### [EXERCISE GOAL]
Leave out the pictures, and write out exactly the lines from the beginning of the material to the line holding "React.ReactNode; value: React.ReactNode;", that line included, and nothing else.

### [DATA EXCERPT]

____________

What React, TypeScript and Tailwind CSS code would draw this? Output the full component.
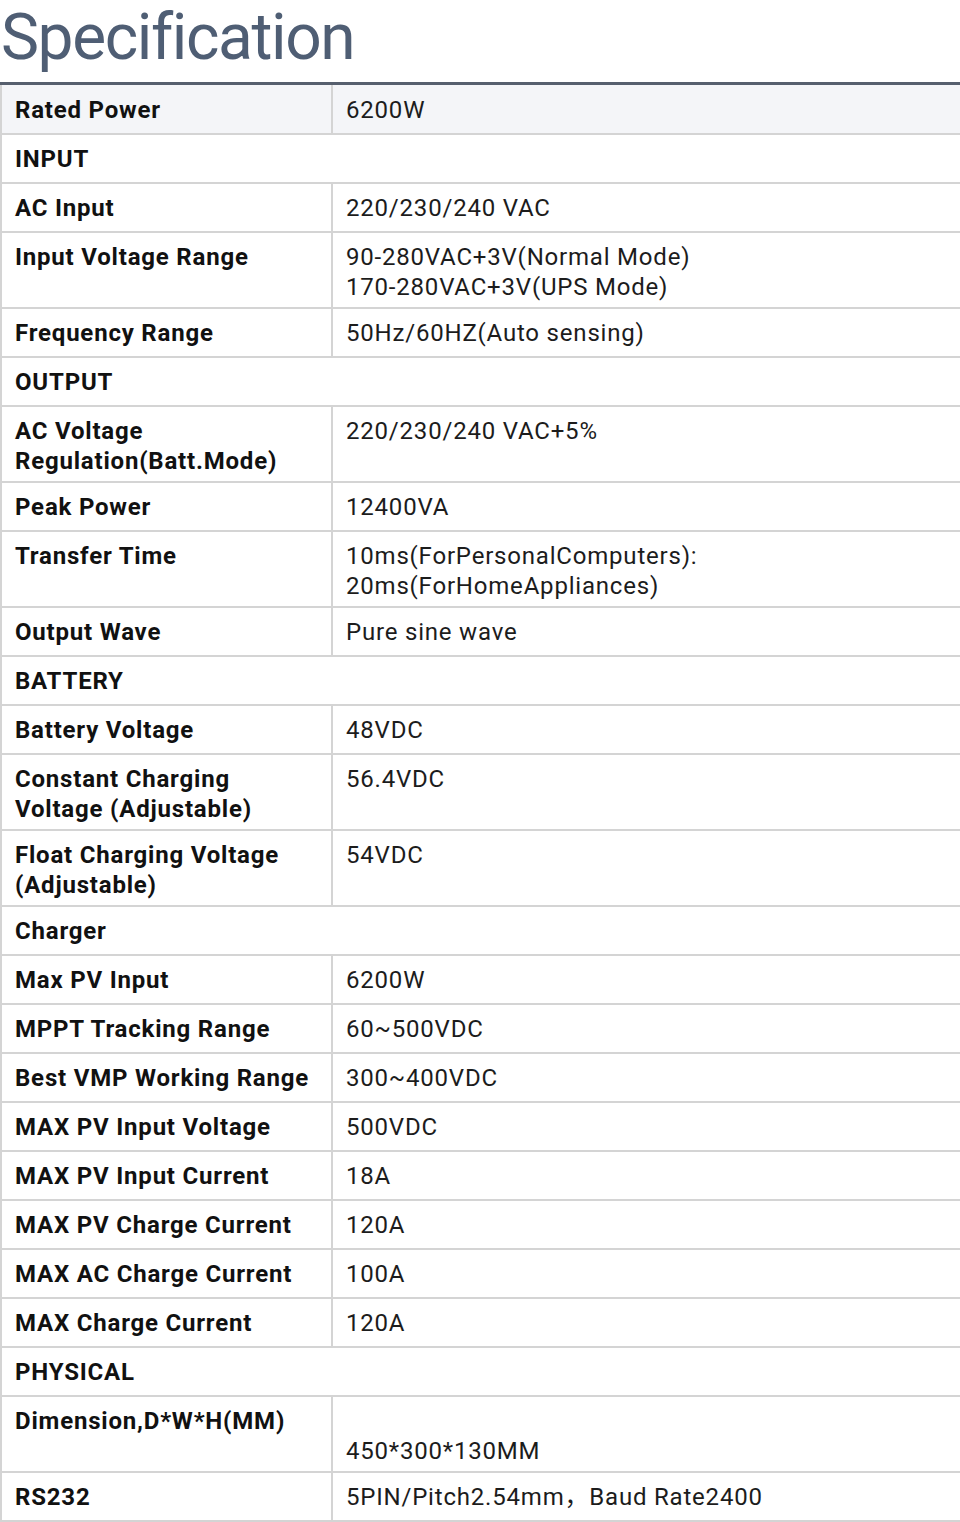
import React from "react";

type Row =
  | { type: "section"; label: string }
  | { type: "row"; label: React.ReactNode; value: React.ReactNode; shade?: boolean };

const rows: Row[] = [
  { type: "row", label: "Rated Power", value: "6200W", shade: true },
  { type: "section", label: "INPUT" },
  { type: "row", label: "AC Input", value: "220/230/240 VAC" },
  {
    type: "row",
    label: "Input Voltage Range",
    value: (
      <>
        90-280VAC+3V(Normal Mode)
        <br />
        170-280VAC+3V(UPS Mode)
      </>
    ),
  },
  { type: "row", label: "Frequency Range", value: "50Hz/60HZ(Auto sensing)" },
  { type: "section", label: "OUTPUT" },
  {
    type: "row",
    label: (
      <>
        AC Voltage
        <br />
        Regulation(Batt.Mode)
      </>
    ),
    value: "220/230/240 VAC+5%",
  },
  { type: "row", label: "Peak Power", value: "12400VA" },
  {
    type: "row",
    label: "Transfer Time",
    value: (
      <>
        10ms(ForPersonalComputers):
        <br />
        20ms(ForHomeAppliances)
      </>
    ),
  },
  { type: "row", label: "Output Wave", value: "Pure sine wave" },
  { type: "section", label: "BATTERY" },
  { type: "row", label: "Battery Voltage", value: "48VDC" },
  {
    type: "row",
    label: (
      <>
        Constant Charging
        <br />
        Voltage (Adjustable)
      </>
    ),
    value: "56.4VDC",
  },
  {
    type: "row",
    label: (
      <>
        Float Charging Voltage
        <br />
        (Adjustable)
      </>
    ),
    value: "54VDC",
  },
  { type: "section", label: "Charger" },
  { type: "row", label: "Max PV Input", value: "6200W" },
  { type: "row", label: "MPPT Tracking Range", value: "60~500VDC" },
  { type: "row", label: "Best VMP Working Range", value: "300~400VDC" },
  { type: "row", label: "MAX PV Input Voltage", value: "500VDC" },
  { type: "row", label: "MAX PV Input Current", value: "18A" },
  { type: "row", label: "MAX PV Charge Current", value: "120A" },
  { type: "row", label: "MAX AC Charge Current", value: "100A" },
  { type: "row", label: "MAX Charge Current", value: "120A" },
  { type: "section", label: "PHYSICAL" },
  {
    type: "row",
    label: "Dimension,D*W*H(MM)",
    value: (
      <>
        <br />
        450*300*130MM
      </>
    ),
  },
  { type: "row", label: "RS232", value: "5PIN/Pitch2.54mm，Baud Rate2400" },
];

export default function App() {
  return (
    <div
      className="w-[960px] bg-white overflow-hidden"
      style={{ fontFamily: "Roboto, 'Noto Sans CJK SC', sans-serif" }}
    >
      <h1 className="text-[64px] leading-[75px] font-normal text-[#4f5e74] pl-[1px] tracking-[-1.4px] mb-[7px]">
        Specification
      </h1>
      <div className="h-[3px] bg-[#565f6e]" />
      <table className="w-full border-collapse text-[24px] leading-[30px] tracking-[0.8px]">
        <tbody>
          {rows.map((r, i) =>
            r.type === "section" ? (
              <tr key={i}>
                <td
                  colSpan={2}
                  className="border-l-2 border-b-2 border-[#d4d4d4] px-[13px] pt-[9px] pb-[5px] font-bold text-[#111] align-top"
                >
                  <div className="min-h-[33px]">{r.label}</div>
                </td>
              </tr>
            ) : (
              <tr key={i} className={r.shade ? "bg-[#f4f5f8]" : ""}>
                <td
                  className={`w-[331px] border-l-2 border-r-2 border-b-2 border-[#d4d4d4] px-[13px] ${
                    r.shade ? "pt-[10px] pb-[5px]" : "pt-[9px] pb-[5px]"
                  } font-bold text-[#111] align-top`}
                >
                  <div className="min-h-[33px]">{r.label}</div>
                </td>
                <td
                  className={`border-b-2 border-[#d4d4d4] px-[13px] ${
                    r.shade ? "pt-[10px] pb-[5px]" : "pt-[9px] pb-[5px]"
                  } text-[#1c1c1c] align-top`}
                >
                  <div className="min-h-[33px]">{r.value}</div>
                </td>
              </tr>
            )
          )}
        </tbody>
      </table>
    </div>
  );
}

____________

### [OUTPUT OF THE TASK]
What React, TypeScript and Tailwind CSS code would draw this? Output the full component.
import React from "react";

type Row =
  | { type: "section"; label: string }
  | { type: "row"; label: React.ReactNode; value: React.ReactNode; shade?: boolean };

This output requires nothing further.